╔══

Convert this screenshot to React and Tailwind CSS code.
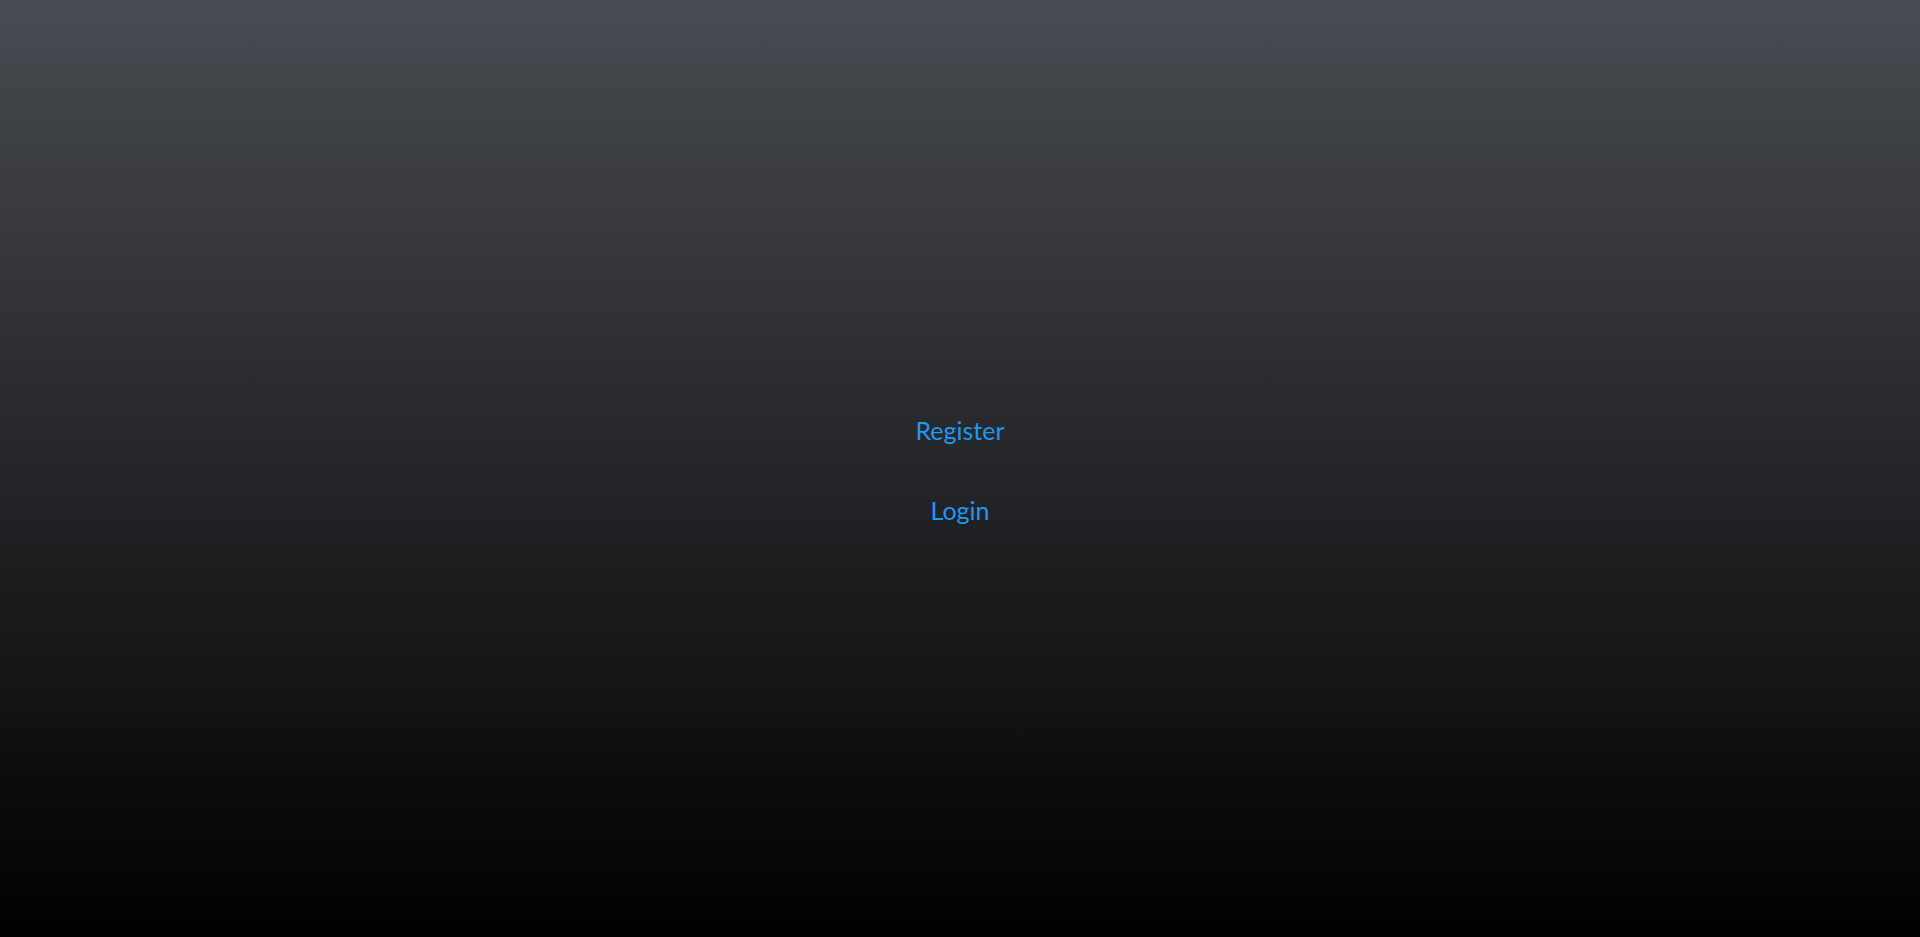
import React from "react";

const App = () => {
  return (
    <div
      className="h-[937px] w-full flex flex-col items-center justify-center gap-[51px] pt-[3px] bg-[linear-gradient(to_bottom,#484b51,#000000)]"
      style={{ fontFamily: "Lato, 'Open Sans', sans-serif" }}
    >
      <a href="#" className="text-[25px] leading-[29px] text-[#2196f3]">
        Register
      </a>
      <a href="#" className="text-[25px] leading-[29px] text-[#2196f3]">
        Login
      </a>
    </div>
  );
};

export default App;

╚══

▶ INSTRUCTIONS TO FOLLOW: Retype the listing exactly. Pictures do not belong in the copy.

▶ RESULT OF THE TASK:
Convert this screenshot to React and Tailwind CSS code.
import React from "react";

const App = () => {
  return (
    <div
      className="h-[937px] w-full flex flex-col items-center justify-center gap-[51px] pt-[3px] bg-[linear-gradient(to_bottom,#484b51,#000000)]"
      style={{ fontFamily: "Lato, 'Open Sans', sans-serif" }}
    >
      <a href="#" className="text-[25px] leading-[29px] text-[#2196f3]">
        Register
      </a>
      <a href="#" className="text-[25px] leading-[29px] text-[#2196f3]">
        Login
      </a>
    </div>
  );
};

export default App;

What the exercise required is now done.